Borglum concluded, "these are the things we probably will do something about some day." I think, standing on the site of his words, that we haven't done it yet.

" Still trying to play "give you a string of beads for New York," the Supreme Court offered the Sioux, the Lakota, a trickle of what the tourist traps dotting their scared land take in each year as compensation.

The Sioux said no. They're still saying no. Willing to give up the land which is now in the private use of whites, they want just compensation for it. And they want the public land in the Black Hills returned to them. It's minimal.

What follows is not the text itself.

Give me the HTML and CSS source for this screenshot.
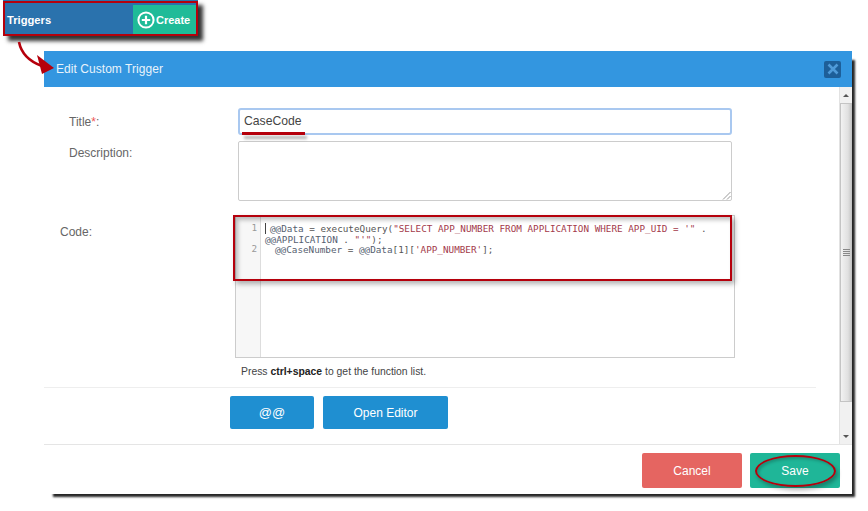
FILE: index.html
```html
<!DOCTYPE html>
<html lang="en">
<head>
<meta charset="utf-8">
<title>Edit Custom Trigger</title>
<link rel="stylesheet" href="styles.css">
</head>
<body>
<div class="toolbar">
  <div class="toolbar-title">Triggers</div>
  <div class="toolbar-create">
    <svg class="plus-icon" width="18" height="18" viewBox="0 0 18 18"><circle cx="9" cy="9" r="7.6" fill="none" stroke="#fff" stroke-width="2"/><path d="M9 4.8v8.4M4.8 9h8.4" stroke="#fff" stroke-width="2.2" fill="none"/></svg>
    <span>Create</span>
  </div>
</div>

<svg class="arrow" width="40" height="34" viewBox="0 0 40 34"><path d="M1 1C3 11 10 20 24 25" fill="none" stroke="#b5000c" stroke-width="2.6"/><path d="M19 14L36 27 24 33Z" fill="#b5000c"/></svg>

<div class="dialog">
  <div class="dialog-head">
    <span class="dialog-title">Edit Custom Trigger</span>
    <div class="close-btn"><svg width="12" height="12" viewBox="0 0 12 12"><path d="M1.500 1.500l9 9M10.500 1.500l-9 9" stroke="#4f9bd9" stroke-width="2.6" fill="none"/></svg></div>
  </div>
  <div class="dialog-body">
    <div class="form">
      <div class="row row-title">
        <label class="label">Title<span class="req">*</span>:</label>
        <div class="input focus">CaseCode</div>
      </div>
      <div class="row row-desc">
        <label class="label">Description:</label>
        <div class="textarea">
          <svg class="grip" width="9" height="9" viewBox="0 0 9 9"><path d="M8.500 1L1 8.500M8.500 5L5 8.500" stroke="#999" fill="none"/></svg>
        </div>
      </div>
      <div class="row row-code">
        <label class="label label-code">Code:</label>
        <div class="code-col">
          <div class="editor">
            <div class="gutter"><div class="ln ln1">1</div><div class="ln ln2">2</div></div>
            <div class="code">
              <div class="cl"><span class="cursor"></span><span class="var">@@Data</span> = executeQuery(<span class="str">"SELECT APP_NUMBER FROM APPLICATION WHERE APP_UID = '"</span> .</div>
              <div class="cl"><span class="var">@@APPLICATION</span> . <span class="str">"'"</span>);</div>
              <div class="cl cl-ind"><span class="var">@@CaseNumber</span> = <span class="var">@@Data</span>[1][<span class="str">'APP_NUMBER'</span>];</div>
            </div>
          </div>
          <div class="help">Press <b>ctrl+space</b> to get the function list.</div>
        </div>
      </div>
      <div class="tools">
        <button class="btn btn-blue btn-at">@@</button>
        <button class="btn btn-blue btn-open">Open Editor</button>
      </div>
    </div>
    <div class="scrollbar">
      <div class="sb-arrow"><span class="tri-up"></span></div>
      <div class="sb-thumb"><span class="sb-grip"></span></div>
      <div class="sb-track"></div>
      <div class="sb-arrow sb-arrow-down"><span class="tri-down"></span></div>
    </div>
  </div>
  <div class="dialog-foot">
    <button class="btn btn-cancel">Cancel</button>
    <button class="btn btn-save">Save</button>
  </div>
</div>

<div class="mark mark-toolbar"></div>
<div class="mark mark-underline"></div>
<div class="mark mark-code"></div>
<div class="mark mark-save"></div>
</body>
</html>
```

FILE: styles.css
```css
* { box-sizing: border-box; }
html, body { margin: 0; padding: 0; }
body {
  position: relative;
  width: 868px;
  height: 511px;
  overflow: hidden;
  background: #fff;
  font-family: "Liberation Sans", Arial, sans-serif;
  color: #555;
}

/* toolbar cut-out */
.toolbar {
  position: absolute;
  left: 3px;
  top: 0;
  width: 195px;
  height: 36px;
  display: flex;
  justify-content: space-between;
  background: #2a72ad;
  border: 2px solid #2a72ad;
  border-top-width: 5px;
  border-bottom-width: 2px;
  box-shadow: 5px 5px 4px rgba(0, 0, 0, .8);
}
.toolbar-title {
  padding: 8px 0 0 2px;
  color: #fff;
  font-size: 11.200px;
  font-weight: bold;
  line-height: 14px;
}
.toolbar-create {
  width: 63px;
  display: flex;
  align-items: center;
  gap: 1px;
  padding-left: 4px;
  background: #1fbb98;
  color: #fff;
  font-size: 11px;
  font-weight: bold;
}
.plus-icon { flex: none; }

.arrow { position: absolute; left: 18px; top: 41px; overflow: visible; z-index: 5; }

/* dialog */
.dialog {
  position: absolute;
  left: 44px;
  top: 51px;
  width: 808px;
  height: 443px;
  display: flex;
  flex-direction: column;
  background: #fff;
  box-shadow: 6px 6px 2px -3px rgba(0, 0, 0, .85);
}
.dialog-head {
  flex: none;
  height: 36px;
  display: flex;
  align-items: center;
  justify-content: space-between;
  padding: 0 12px;
  background: #3396e0;
  color: #e8f3fb;
  font-size: 12px;
}
.dialog-title { letter-spacing: .05px; }
.close-btn {
  width: 17px;
  height: 17px;
  display: flex;
  align-items: center;
  justify-content: center;
  margin-right: -1px;
  background: #1d5f99;
  border-radius: 2px;
}
.dialog-body {
  flex: none;
  height: 358px;
  display: flex;
  border-bottom: 1px solid #e5e5e5;
}
.form { flex: 1; padding-top: 21px; }
.row { display: flex; }
.label { font-size: 12px; line-height: 14px; color: #666; }
.req { color: #e55; }
.row-title { height: 33px; padding-left: 25px; }
.row-title .label { width: 169px; padding-top: 7px; }
.input {
  width: 494px;
  height: 27px;
  padding: 0 4px;
  border: 2px solid #a9c8f0;
  border-radius: 3px;
  font-size: 12.200px;
  line-height: 22px;
  color: #444;
}
.row-desc { height: 74px; padding-left: 25px; }
.row-desc .label { width: 169px; padding-top: 5px; }
.textarea {
  position: relative;
  width: 494px;
  height: 60px;
  border: 1px solid #ccc;
  border-radius: 2px;
}
.grip { position: absolute; right: 0; bottom: 0; }
.row-code { padding-left: 16px; }
.label-code { width: 175px; padding-top: 10px; }
.code-col { width: 500px; }
.editor {
  height: 143px;
  display: flex;
  border: 1px solid #ccc;
  background: #fff;
  font-family: "DejaVu Sans Mono", monospace;
  font-size: 9.300px;
  line-height: 10.500px;
}
.gutter {
  width: 25px;
  flex: none;
  padding-top: 7px;
  background: #f7f7f7;
  border-right: 1px solid #ddd;
  color: #999;
  text-align: right;
}
.ln { padding-right: 3px; }
.ln2 { margin-top: 10.500px; }
.code { flex: 1; padding: 7px 0 0 4px; color: #555; white-space: nowrap; }
.cl-ind { padding-left: 10px; }
.cursor { display: inline-block; width: 1px; height: 11px; margin: 0 4px 0 0; vertical-align: -2px; background: #444; }
.var { color: #556070; }
.str { color: #a33a4a; }
.help { padding: 8px 0 0 6px; font-size: 10.400px; line-height: 12px; color: #444; }
.help b { color: #222; }
.tools {
  display: flex;
  gap: 9px;
  height: 42px;
  margin: 9px 23px 0 0;
  padding: 8px 0 0 186px;
  border-top: 1px solid #eee;
  width: 772px;
}
.btn {
  border: 0;
  padding: 0;
  border-radius: 2px;
  color: #fff;
  font-family: inherit;
  font-size: 12px;
}
.btn-blue { height: 33px; background: #1f8fd1; }
.btn-at { width: 84px; font-size: 13px; }
.btn-open { width: 125px; }
.scrollbar {
  width: 13px;
  flex: none;
  display: flex;
  flex-direction: column;
  background: #f1f1f1;
  border-left: 1px solid #e2e2e2;
}
.sb-arrow { flex: none; height: 16px; display: flex; align-items: center; justify-content: center; }
.tri-up { border: 3px solid transparent; border-top: 0; border-bottom: 3px solid #555; }
.tri-down { border: 3px solid transparent; border-bottom: 0; border-top: 3px solid #555; }
.sb-thumb {
  flex: none;
  height: 299px;
  display: flex;
  align-items: center;
  justify-content: center;
  background: linear-gradient(to right, #f2f2f2, #e0e0e0 70%, #c9c9c9);
  border: 1px solid #c4c4c4;
}
.sb-track { flex: 1; }
.sb-grip { width: 7px; height: 7px; background: repeating-linear-gradient(to bottom, #888 0 1px, transparent 1px 2px); }
.dialog-foot {
  flex: 1;
  display: flex;
  justify-content: flex-end;
  gap: 8px;
  padding: 8px 12px 0 0;
}
.btn-cancel { width: 100px; height: 35px; background: #e56561; }
.btn-save { width: 90px; height: 35px; background: #1fb698; }

/* red annotations */
.mark { position: absolute; z-index: 4; }
.mark-toolbar {
  left: 3px;
  top: 1px;
  width: 195px;
  height: 35px;
  border: 2px solid #b5000c;
}
.mark-underline {
  left: 242px;
  top: 132px;
  width: 63px;
  height: 3px;
  background: #b5000c;
  box-shadow: 2px 4px 3px rgba(0, 0, 0, .3);
}
.mark-code {
  left: 233px;
  top: 215px;
  width: 499px;
  height: 66px;
  border: 2px solid #b5000c;
  box-shadow: 3px 3px 5px rgba(0, 0, 0, .3), inset 3px 3px 4px rgba(0, 0, 0, .25);
}
.mark-save {
  left: 755px;
  top: 455px;
  width: 81px;
  height: 32px;
  border: 2px solid #b5000c;
  border-radius: 50%;
  box-shadow: 2px 3px 4px rgba(0, 0, 0, .3), inset 2px 2px 3px rgba(0, 0, 0, .2);
}
```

If I did learn anything about democracy from those stone faces starting down at me, it is that a democracy required an educated citizenry. We need to know in order to decide. That citizenry, now tucked in theirs homes watching a mock historic replay of "redskins" destroying "buffalo" will again venture out of their homes into their Winnebagos and head for the hills this summer in droves.

They will ooh and aah at the first nose view of Washington, find a place in the packed parking lot, make their way through the crowded Avenue of States, stand in line for fudge imbued with the spirit of democracy, pick up a trinket or two for the folks at home, and leave, uneducated.

They will not know what the sculpture of Mouth Rushmore knew, that they are standing on stolen land that has never been paid for. They will not know that the majestic shrine they are visiting is nothing more than Wasichu graffiti carved into the sacred heart of Paha Sapa. They will not know that, even the women who can now vote, to pressure their senators and representatives to once again introduce legislation to bring justice to the site of democracy.

I suspect that Thomas Jefferson (who was probably the best of the lot) would consider this white washing taking place before his carved eyes as evidence that his vision of democracy, imperfect as it might have been, had turned to stone in America.